Executive recommendation: when to choose professional services ERP and when Odoo is viable
Choose professional services ERP when services delivery is the core business model and profitability depends on disciplined resource planning, project governance, and contract-aware financial control. This is especially true for consulting firms, IT services providers, engineering services organizations, and multi-practice firms where utilization, staffing mix, and forecast accuracy drive enterprise value.
Odoo is viable when the organization values platform flexibility, lower initial cost, and broad application coverage, and when services operations are relatively straightforward or can be supported by a capable implementation partner. It can also be a practical fit for smaller firms that need to unify CRM, accounting, project work, and invoicing before investing in deeper services-specific process maturity.

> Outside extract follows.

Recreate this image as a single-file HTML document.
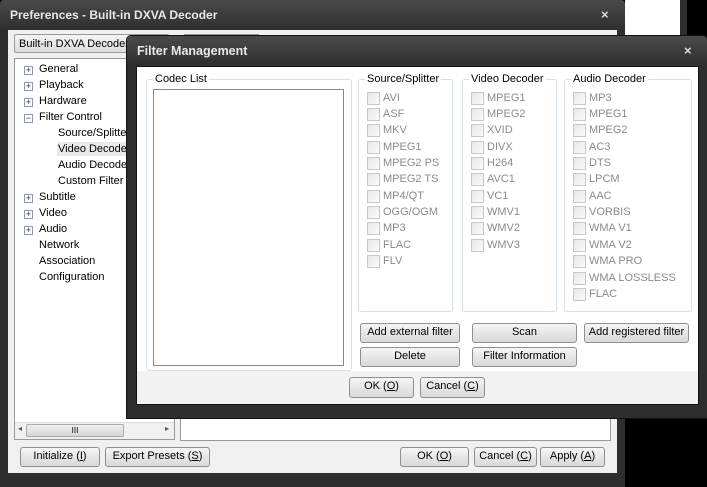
<!DOCTYPE html><html><head><style>
*{box-sizing:border-box}
body{margin:0;width:707px;height:487px;background:#000;position:relative;overflow:hidden;font-family:"Liberation Sans",sans-serif;font-size:11px;color:#000}
.a{position:absolute}
.win{background:linear-gradient(#4a4a4a,#2e2e2e 30px,#2e2e2e)}
.title{color:#e8e8e8;font-weight:bold;font-size:12px}
.btn{position:absolute;border:1px solid #8e8f8f;border-radius:3px;background:linear-gradient(#f6f6f6,#e6e6e6 50%,#d9d9d9);text-align:center;font-size:11px;line-height:17px}
.grp{position:absolute;border:1px solid #d5dfe5;border-radius:3px}
.gl{position:absolute;top:-7px;left:6px;background:#fff;padding:0 2px;font-size:11px}
.cb{position:absolute;left:8px;color:#8a8a8a;font-size:11px;white-space:nowrap;line-height:13px}
.cb i{display:inline-block;width:13px;height:13px;border:1px solid #c8c8c8;background:linear-gradient(135deg,#e6e6e6,#fbfbfb);vertical-align:top;margin-right:3px}
.tree div{position:absolute;white-space:nowrap;font-size:11px}
.pl{display:inline-block;width:9px;height:9px;border:1px solid #8a9ab0;font-size:9px;line-height:7px;text-align:center;color:#234;margin-right:6px;vertical-align:-1px;background:#fff}
</style></head><body>
<div class="a" style="left:625px;top:0;width:55px;height:36px;background:#fff"></div>
<div class="a" style="left:680px;top:0;width:7px;height:36px;background:#2e2e2e"></div>
<div class="a win" style="left:0;top:0;width:625px;height:487px;border-radius:4px 4px 0 0"></div>
<div class="a title" style="left:10px;top:8px">Preferences - Built-in DXVA Decoder</div>
<div class="a" style="left:601px;top:7px;color:#ddd;font-weight:bold;font-size:13px">×</div>
<div class="a" style="left:8px;top:30px;width:609px;height:443px;background:#f0f0f0"></div>
<div class="a" style="left:14px;top:34px;width:155px;height:19px;border:1px solid #999;border-radius:2px;background:linear-gradient(#f4f4f4,#dcdcdc);padding:3px 4px;font-size:11px">Built-in DXVA Decoder</div>
<div class="a" style="left:184px;top:34px;width:75px;height:19px;border:1px solid #999;background:#e8e8e8"></div>
<div class="a tree" style="left:14px;top:58px;width:161px;height:382px;background:#fff;border:1px solid #999">
<div style="left:9px;top:4px"><span class="pl">+</span>General</div>
<div style="left:9px;top:20px"><span class="pl">+</span>Playback</div>
<div style="left:9px;top:36px"><span class="pl">+</span>Hardware</div>
<div style="left:9px;top:52px"><span class="pl">−</span>Filter Control</div>
<div style="left:43px;top:68px">Source/Splitter</div>
<div style="left:42px;top:83px;background:#eaeaea;padding:1px">Video Decoder</div>
<div style="left:43px;top:100px">Audio Decoder</div>
<div style="left:43px;top:116px">Custom Filter M</div>
<div style="left:9px;top:132px"><span class="pl">+</span>Subtitle</div>
<div style="left:9px;top:148px"><span class="pl">+</span>Video</div>
<div style="left:9px;top:164px"><span class="pl">+</span>Audio</div>
<div style="left:24px;top:180px">Network</div>
<div style="left:24px;top:196px">Association</div>
<div style="left:24px;top:212px">Configuration</div>
<div style="left:0;top:363px;width:159px;height:17px;background:#f0f0f0;border-top:1px solid #ddd"></div>
<div style="left:11px;top:365px;width:98px;height:13px;border:1px solid #aaa;border-radius:2px;background:linear-gradient(#eee,#d6d6d6);text-align:center;font-size:8px;line-height:11px">III</div>
<div style="left:3px;top:365px;font-size:8px;color:#555">◂</div>
<div style="left:150px;top:365px;font-size:8px;color:#555">▸</div>
</div>
<div class="a" style="left:180px;top:400px;width:431px;height:41px;background:#fff;border:1px solid #999"></div>
<div class="btn" style="left:20px;top:447px;width:80px;height:20px">Initialize (<u>I</u>)</div>
<div class="btn" style="left:105px;top:447px;width:105px;height:20px">Export Presets (<u>S</u>)</div>
<div class="btn" style="left:400px;top:447px;width:69px;height:20px">OK (<u>O</u>)</div>
<div class="btn" style="left:474px;top:447px;width:63px;height:20px">Cancel (<u>C</u>)</div>
<div class="btn" style="left:540px;top:447px;width:65px;height:20px">Apply (<u>A</u>)</div>
<div class="a win" style="left:127px;top:36px;width:580px;height:382px;border-radius:4px 4px 0 0;box-shadow:0 0 0 1px #111"></div>
<div class="a title" style="left:137px;top:44px;font-size:12.5px">Filter Management</div>
<div class="a" style="left:684px;top:43px;color:#ddd;font-weight:bold;font-size:13px">×</div>
<div class="a" style="left:136px;top:66px;width:563px;height:339px;background:#fff;border:1px solid #111"></div>
<div class="a" style="left:137px;top:371px;width:561px;height:33px;background:#f2f2f2"></div>
<div class="grp" style="left:146px;top:79px;width:206px;height:292px"><span class="gl">Codec List</span>
<div class="a" style="left:6px;top:9px;width:191px;height:277px;border:1px solid #888"></div></div>
<div class="grp" style="left:358px;top:79px;width:95px;height:233px"><span class="gl">Source/Splitter</span>
<div class="cb" style="top:12px"><i></i>AVI</div><div class="cb" style="top:28px"><i></i>ASF</div><div class="cb" style="top:44px"><i></i>MKV</div><div class="cb" style="top:61px"><i></i>MPEG1</div><div class="cb" style="top:77px"><i></i>MPEG2 PS</div><div class="cb" style="top:93px"><i></i>MPEG2 TS</div><div class="cb" style="top:110px"><i></i>MP4/QT</div><div class="cb" style="top:126px"><i></i>OGG/OGM</div><div class="cb" style="top:142px"><i></i>MP3</div><div class="cb" style="top:159px"><i></i>FLAC</div><div class="cb" style="top:175px"><i></i>FLV</div></div>
<div class="grp" style="left:462px;top:79px;width:95px;height:233px"><span class="gl">Video Decoder</span>
<div class="cb" style="top:12px"><i></i>MPEG1</div><div class="cb" style="top:28px"><i></i>MPEG2</div><div class="cb" style="top:44px"><i></i>XVID</div><div class="cb" style="top:61px"><i></i>DIVX</div><div class="cb" style="top:77px"><i></i>H264</div><div class="cb" style="top:93px"><i></i>AVC1</div><div class="cb" style="top:110px"><i></i>VC1</div><div class="cb" style="top:126px"><i></i>WMV1</div><div class="cb" style="top:142px"><i></i>WMV2</div><div class="cb" style="top:159px"><i></i>WMV3</div></div>
<div class="grp" style="left:564px;top:79px;width:128px;height:233px"><span class="gl">Audio Decoder</span>
<div class="cb" style="top:12px"><i></i>MP3</div><div class="cb" style="top:28px"><i></i>MPEG1</div><div class="cb" style="top:44px"><i></i>MPEG2</div><div class="cb" style="top:61px"><i></i>AC3</div><div class="cb" style="top:77px"><i></i>DTS</div><div class="cb" style="top:93px"><i></i>LPCM</div><div class="cb" style="top:110px"><i></i>AAC</div><div class="cb" style="top:126px"><i></i>VORBIS</div><div class="cb" style="top:142px"><i></i>WMA V1</div><div class="cb" style="top:159px"><i></i>WMA V2</div><div class="cb" style="top:175px"><i></i>WMA PRO</div><div class="cb" style="top:192px"><i></i>WMA LOSSLESS</div><div class="cb" style="top:208px"><i></i>FLAC</div></div>
<div class="btn" style="left:360px;top:323px;width:100px;height:20px">Add external filter</div>
<div class="btn" style="left:472px;top:323px;width:105px;height:20px">Scan</div>
<div class="btn" style="left:584px;top:323px;width:105px;height:20px">Add registered filter</div>
<div class="btn" style="left:360px;top:347px;width:100px;height:20px">Delete</div>
<div class="btn" style="left:472px;top:347px;width:105px;height:20px">Filter Information</div>
<div class="btn" style="left:349px;top:377px;width:65px;height:21px">OK (<u>O</u>)</div>
<div class="btn" style="left:420px;top:377px;width:65px;height:21px">Cancel (<u>C</u>)</div>
</body></html>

The most important decision criterion is not whether Odoo can be configured to support professional services. In many cases it can. The real issue is whether your organization wants to build and govern a services operating system or adopt one that already reflects the economics of project-based delivery. For firms where margin visibility, resource optimization, and forecast confidence are strategic priorities, purpose-built professional services ERP usually delivers faster operational value and lower long-term process risk.